On May 3, 2014 I had the luck to experience a feeling that could provoke the envy of almost any curious and inquisitive musician in search for novel musical experiences. I was lucky enough to put my hands on a replica of a medieval organ and improvise in the Orgelpark, a concert venue located in the heart of Amsterdam. That improvisation was my first musical encounter not only with a replica of a medieval instrument but also with an organ. Before that occasion my knowledge about organs was very limited and I knew little about how to perform with an organ. Being an amateur self-taught pianist my only advantage compared to a person who has never played an organ was that the keyboard of a piano resembles that of an organ – although in that situation the keys of the medieval organ were considerably larger than those of my piano and the former had two keyboards producing different sounds whereas a piano has only one keyboard composed of a larger amount of octaves. I knew nothing about bellows, stops, pipes and most importantly about the music that should typically be played on a medieval organ from around 1480. So I played just whatever came to my head in that specific moment passing through contemporary genres like jazz and blues. When I started playing the initial notes of Queen’s Bohemian Rhapsody I expected that some expert organist would have shouted his head off at my sacrilegious act. Surprisingly, not only I was not able to see much embarrassment around me, but I could even hear a pianist accompanying my chords with the melody usually sung by Freddy Mercury on a grand piano located on the opposite side of the concert hall. Even Johan Luijmes, the artistic director of the Orgelpark did not blame me for having ruined the instrument but encouraged me to experiment with organs in the future.

This experience occurred during a break from one of the symposia that the Orgelpark is currently organizing to gather the opinions of expert organists, organ designers and builders in order to reflect on possible ways of building a new Baroque organ. More precisely, the dream of the project team of the Orgelpark is to accomplish a dual goal: on the one hand the new organ will be designed in a way that Baroque music - particularly that of Johann Sebastian Bach - can be played on it; on the other, the organ “should also make its sound accessible in an innovative way, thus giving composers the possibility to create new music” (Peters, 2014, p. 1). Both the surprising reactions to my improvisational experience and the dual goal of the Orgelpark mirror a common understanding of music as involving much more than aesthetic and perceptual pleasures. Indeed Hans Fidom, the director of the research centre of the Orgelpark, points out that the activities that are currently taking place in the Orgelpark like the construction of a new Baroque organ involve much more than the production of potentially beautiful notes. In order to explain his philosophical conception of music he often referred to the concept of musicking, originally developed by Christopher Small in 1998. With the creation of this new term, Small intends to criticize an old but still persistent musicological approach that focuses on musical analysis of written scores without taking the social contexts of their creation and reception into account. In contrast, he favors a new musicological approach that considers both the production and listening of music as situated activities, entirely dependent upon their context of use. His idea is that music should not be seen as an object but as a process.
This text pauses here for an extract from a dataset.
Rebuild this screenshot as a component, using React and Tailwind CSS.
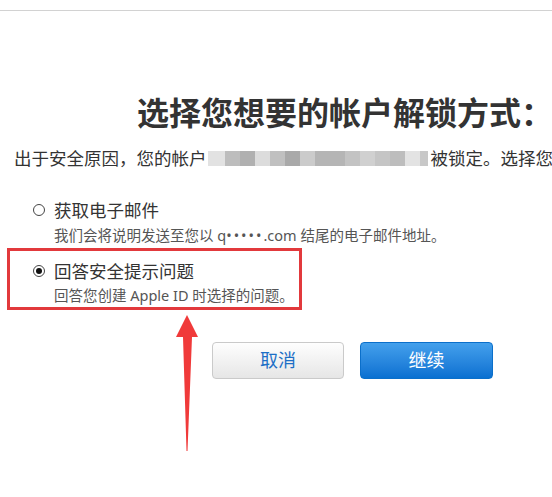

For this reason he suggests to substitute the noun ‘music’ with the verb to musick, indicating any human activity that relates to music performance that lasts in time and occurs within a certain space. In Small’s words:

“To musick is to take part, in any capacity, in a musical performance, whether by performing, by listening, by rehearsing, or practicing, by providing material for performance […]. Using the concept of musicking as a human encounter, we can ask the wider and more interesting question: What does it mean that this performance (of this work) takes place at this time, in this place, with these participants?” (Small, 1998, pp. 9 – 10 as quoted by Peters, 2014, p. 9)

The adoption of this concept allows two main considerations: the first is that it is possible to deal with questions regarding music and its functions also from disciplines that are not commonly included in musicological analyses; the second is that it becomes obvious that musical notes or scores cannot coincide with the totality of human activities associated with music and that the organ is not only to be conceived as a musical device that produces notes. Hans Fidom conceptualizes the organ not only as a musical instrument but also as a ‘musical time machine’. In his words:

“The organ is in my opinion a musical time machine. Anything you can say about organs immediately reflects developments in political or artistic kinds of histories. It’s not just about sounds, or just about arts: it’s in fact about life itself. The organ is a mirror, it’s always a mirror of anything in culture. So if you listen to a medieval organ like the one we have here in the Orgelpark you can imagine how these sounds penetrated the world around 1480, which is completely different from ours. So it gets us into contact with that and that’s why I call it ‘time machine’ or ‘time travelling machine’” (Interview with Hans Fidom).     

Tackling the same issue, Peters (2009) explains how, as a result of several restorations these old instruments “can be considered as coral reefs, containing the material and artistic sediments of ages. They are vehicles of information about how the instruments were designed and built, how they were meant to sound, and how they were part of musical practices, both secular and religious” (p. 5). In another article, Peters (2014) refers to the organ as a technological artefact that can help reveal the intentions and believes of the different cultures that have played, built or restored it. Adopting these conceptions, we can conceptualize it as a “device that generates questions and answers” as well as the materialization of aesthetic as well as philosophical claims by the actors that are involved with it (Peters, 2014, p. 2; Bijsterveld & Peters, 2010). Similarly, I have adopted the same approach by analyzing how the project team Orgelpark is trying to materialize their claims about music. More precisely, since their aim is to build an organ that could reproduce Baroque music – particularly that of Bach – and to render it aesthetically interesting for contemporary musical practices, I have analyzed how they intend to materialize their claims of an ‘authentic Baroque sound’ and how they seek to render it innovative through the building of a new organ. This of course raises many philosophical questions like ‘what is an authentic sound?’, ‘is it possible to know exactly a sound from a past musical culture?’, ‘shall we accurately imitate certain aesthetic properties of sound qualities from the past or rather experiment with sounds in order to innovate the contemporary musical scene through tradition?’. Here I will attempt to report their answers to these questions as well as to locate them within the broader historical performance debate.